We’ve all experienced it at some point: you click on a link, and it leads to a “404 error” or a different page other than what you wanted. Broken links are a sign your website isn’t optimized, and they happen when:
- You rename or move a web page and forget to change the internal link
- The source removes the video, article, or PDF you had linked to
- A third-party moves or changes the URL of the page you had linked to
You can use tools such as Google Search Console, Xenu, or WordPress plugins like Broken Link to audit your website and identify broken links. The best solution to each case will depend on the type and purpose of the link:
- If a third party removed the page or resource, consider deleting the link or pointing users to similar content.

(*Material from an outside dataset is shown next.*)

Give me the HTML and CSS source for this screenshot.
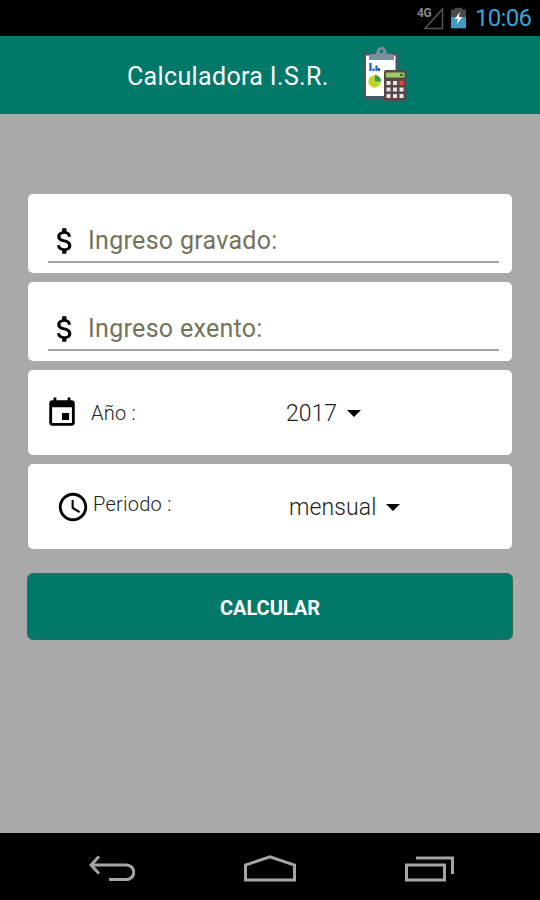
FILE: index.html
```html
<!DOCTYPE html>
<html lang="es">
<head>
    <meta charset="UTF-8">
    <meta name="viewport" content="width=device-width, initial-scale=1.0">
    <title>Calculadora I.S.R.</title>
    <link rel="stylesheet" href="styles.css">
</head>
<body>
    <div class="status-bar">
        <svg class="signal" width="28" height="24" viewBox="0 0 28 24">
            <path d="M8 22.500 25.500 3v19.500z" fill="none" stroke="#555" stroke-width="1.500"/>
            <text x="0" y="11" class="network">4G</text>
        </svg>
        <svg class="battery" width="15" height="22" viewBox="0 0 16 22">
            <path d="M4 0h8v2h4v9H0V2h4z" fill="#4a4a4a"/>
            <path d="M0 10h16v12H0z" fill="#3b9cc4"/>
            <path d="M9.500 4.500 4 12h3.500L6 18l6-8H8.500z" fill="#fff"/>
        </svg>
        <span class="clock">10:06</span>
    </div>

    <header class="header">
        <h1>Calculadora I.S.R.</h1>
        <svg class="logo" width="44" height="56" viewBox="0 0 44 56">
            <rect x="1.500" y="7" width="32.500" height="43.500" rx="2" fill="#fff" stroke="#455a64" stroke-width="3"/>
            <path d="M6 13v-3q0-3 3-3h3q1.500 0 1.500-2 1-5 5-5t5 5q0 2 1.500 2h3q3 0 3 3v3z" fill="#78909c"/>
            <circle cx="18.500" cy="4.500" r="1.700" fill="#00796b"/>
            <path d="M7.500 16v8M10.500 21.500V24M13.500 18.500V24M16 21v3" stroke="#1765c0" stroke-width="2.200"/>
            <circle cx="11.500" cy="34.500" r="6.200" fill="#c0d42b"/>
            <path d="M12 34.500V28a6.300 6.300 0 0 1 6.200 6.500z" fill="#2e9e49"/>
            <rect x="21" y="23" width="22.500" height="31" rx="2" fill="#57484a"/>
            <rect x="23" y="25.500" width="18.500" height="5" fill="#9ccc65"/>
            <path d="M37 28h3" stroke="#33691e" stroke-width="2"/>
            <path d="M23.500 34h4v4h-4zM30 34h4v4h-4zM23.500 40.500h4v4h-4zM30 40.500h4v4h-4zM36.500 40.500h4v4h-4zM23.500 47h4v4h-4zM30 47h4v4h-4zM36.500 47h4v4h-4z" fill="#e6e6e6"/>
            <path d="M36.500 34h4v4h-4z" fill="#f44336"/>
        </svg>
    </header>

    <main class="content">
        <div class="card card-input">
            <label class="field">
                <svg class="icon" viewBox="0 0 24 24"><path d="M11.800 10.900c-2.270-.59-3-1.200-3-2.150 0-1.090 1.010-1.850 2.700-1.850 1.780 0 2.440.85 2.500 2.100h2.210c-.07-1.720-1.120-3.300-3.210-3.810V3h-3v2.160c-1.940.42-3.500 1.680-3.500 3.610 0 2.310 1.910 3.460 4.700 4.130 2.500.6 3 1.480 3 2.410 0 .69-.49 1.790-2.700 1.790-2.060 0-2.870-.92-2.980-2.100h-2.200c.12 2.190 1.760 3.420 3.680 3.830V21h3v-2.150c1.950-.37 3.500-1.500 3.500-3.550 0-2.840-2.430-3.810-4.700-4.400z"/></svg>
                <span class="hint">Ingreso gravado:</span>
            </label>
        </div>

        <div class="card card-input">
            <label class="field">
                <svg class="icon" viewBox="0 0 24 24"><path d="M11.800 10.900c-2.270-.59-3-1.200-3-2.150 0-1.090 1.010-1.850 2.700-1.850 1.780 0 2.440.85 2.500 2.100h2.210c-.07-1.720-1.120-3.300-3.210-3.810V3h-3v2.160c-1.940.42-3.500 1.680-3.500 3.610 0 2.310 1.910 3.460 4.700 4.130 2.500.6 3 1.480 3 2.410 0 .69-.49 1.790-2.700 1.790-2.060 0-2.870-.92-2.980-2.100h-2.200c.12 2.190 1.760 3.420 3.680 3.830V21h3v-2.150c1.950-.37 3.500-1.500 3.500-3.550 0-2.840-2.430-3.810-4.700-4.400z"/></svg>
                <span class="hint">Ingreso exento:</span>
            </label>
        </div>

        <div class="card card-select year">
            <svg class="icon" viewBox="0 0 24 24"><path d="M17 12h-5v5h5v-5zM16 1v2H8V1H6v2H5c-1.110 0-1.990.9-1.990 2L3 19c0 1.100.89 2 2 2h14c1.100 0 2-.9 2-2V5c0-1.100-.9-2-2-2h-1V1h-2zm3 18H5V8h14v11z"/></svg>
            <span class="label">Año :</span>
            <span class="value">2017</span>
            <span class="arrow"></span>
        </div>

        <div class="card card-select period">
            <svg class="icon" viewBox="0 0 24 24"><path d="M11.990 2C6.470 2 2 6.480 2 12s4.470 10 9.990 10C17.520 22 22 17.520 22 12S17.520 2 11.990 2zM12 20c-4.420 0-8-3.580-8-8s3.580-8 8-8 8 3.580 8 8-3.580 8-8 8zm.5-13H11v6l5.250 3.150.75-1.230-4.500-2.670z"/></svg>
            <span class="label">Periodo :</span>
            <span class="value">mensual</span>
            <span class="arrow"></span>
        </div>

        <button class="calculate">CALCULAR</button>
    </main>

    <nav class="nav-bar">
        <svg width="48" height="28" viewBox="0 0 48 28">
            <path d="M12 1.500 4 10l8 8.500M4 10h35.500a7 7 0 0 1 0 14.500H22"/>
        </svg>
        <svg width="52" height="28" viewBox="0 0 52 28">
            <path d="M1.500 25V10L26 1.800 50.500 10v15z"/>
        </svg>
        <svg width="50" height="28" viewBox="0 0 50 28">
            <path d="M1.500 10h38v15h-38zM11 3h36.500v16"/>
        </svg>
    </nav>
</body>
</html>
```
FILE: styles.css
```css
* {
    box-sizing: border-box;
}
body {
    margin: 0;
    height: 900px;
    display: flex;
    flex-direction: column;
    overflow: hidden;
    font-family: Roboto, sans-serif;
    background-color: #a9a9a9;
    color: #222;
}
.status-bar {
    height: 36px;
    padding-right: 9px;
    display: flex;
    align-items: center;
    justify-content: flex-end;
    background: #000;
}
.signal {
    margin-right: 6px;
}
.network {
    font-size: 12px;
    font-weight: bold;
    fill: #888;
    letter-spacing: -0.5px;
}
.battery {
    margin-right: 9px;
}
.clock {
    width: 56px;
    font-size: 24px;
    line-height: 36px;
    letter-spacing: -0.7px;
    white-space: nowrap;
    color: #33a5d6;
}
.header {
    height: 78px;
    padding-left: 127px;
    display: flex;
    align-items: center;
    background: #00796b;
    color: #fff;
}
.header h1 {
    width: 236px;
    margin: 3px 0 0;
    font-size: 25px;
    font-weight: normal;
    letter-spacing: 0.35px;
    white-space: nowrap;
}
.logo {
    margin-top: -1px;
}
.content {
    flex: 1;
    padding: 80px 28px 0;
    display: flex;
    flex-direction: column;
    gap: 9px;
}
.card {
    background: #fff;
    border-radius: 5px;
}
.card-input {
    height: 79px;
    padding: 26px 13px 0 20px;
}
.field {
    height: 43px;
    display: flex;
    align-items: center;
    border-bottom: 2px solid #a5a5a5;
}
.icon {
    width: 34px;
    height: 34px;
    flex: none;
    fill: #000;
}
.hint {
    margin-left: 6px;
    font-size: 25px;
    letter-spacing: 0.3px;
    color: #737359;
    white-space: nowrap;
}
.card-select {
    height: 85px;
    display: flex;
    align-items: center;
}
.year {
    padding-left: 17px;
}
.period {
    padding-left: 28px;
}
.label {
    font-size: 20px;
    font-weight: 300;
    letter-spacing: 0.25px;
}
.year .label {
    width: 195px;
    margin-left: 12px;
}
.period .label {
    width: 196px;
    margin: -5px 0 0 3px;
}
.value {
    margin-top: 2px;
    font-size: 23px;
    font-weight: 300;
}
.arrow {
    margin: 2px 0 0 10px;
    border: 7px solid transparent;
    border-top-color: #000;
    border-bottom: 0;
}
.period .value {
    letter-spacing: 0.1px;
}
.calculate {
    height: 67px;
    margin: 15px -1px 0;
    padding-top: 3px;
    border: 1px solid #39675f;
    border-radius: 6px;
    background: #00796b;
    color: #fff;
    font-family: inherit;
    font-size: 20px;
    font-weight: bold;
}
.nav-bar {
    height: 67px;
    padding: 4px 85px 0 87px;
    display: flex;
    align-items: center;
    justify-content: space-between;
    background: #000;
}
.nav-bar path {
    fill: none;
    stroke: #a5a5a5;
    stroke-width: 3;
}
```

- If the links are internal, set 301 redirects.
- In case of 404 errors, be transparent. You could suggest users check your latest article or products if what they are looking for is missing. Alternatively, return them to the home page.
5. It Isn’t Ranking for Your Keywords
If your website is ranking for the wrong keywords, it won’t generate high-qualified leads. It’s a sign that you’re missing some points when it comes to web and SEO optimization. Either you’re shooting for competitive keywords, your content is thin, or the on-page optimization is poorly done.
Some of the on-page optimization you can do to rank for the right keyword include:
- Create enticing, concise, and natural title tags
- Add unique meta descriptions that entice people to click
- Add keywords to Alt tags
- Create an XML sitemap, adding canonical tags to sidestep duplicate content
In addition, go for low competition keywords, update your posts to be at least 2,000 words long, and double down on building backlinks. Longform content provides more opportunities for you to get in-depth on a topic and include more keywords to applicable content. And by building backlinks you’re able to absorb the SEO juice of high-quality sites which will help increase your rankings online.
Don’t let an unoptimized website go unnoticed. Tap into these five areas to see if your site could use any improvements. Your lead generation and revenue efforts depend on it!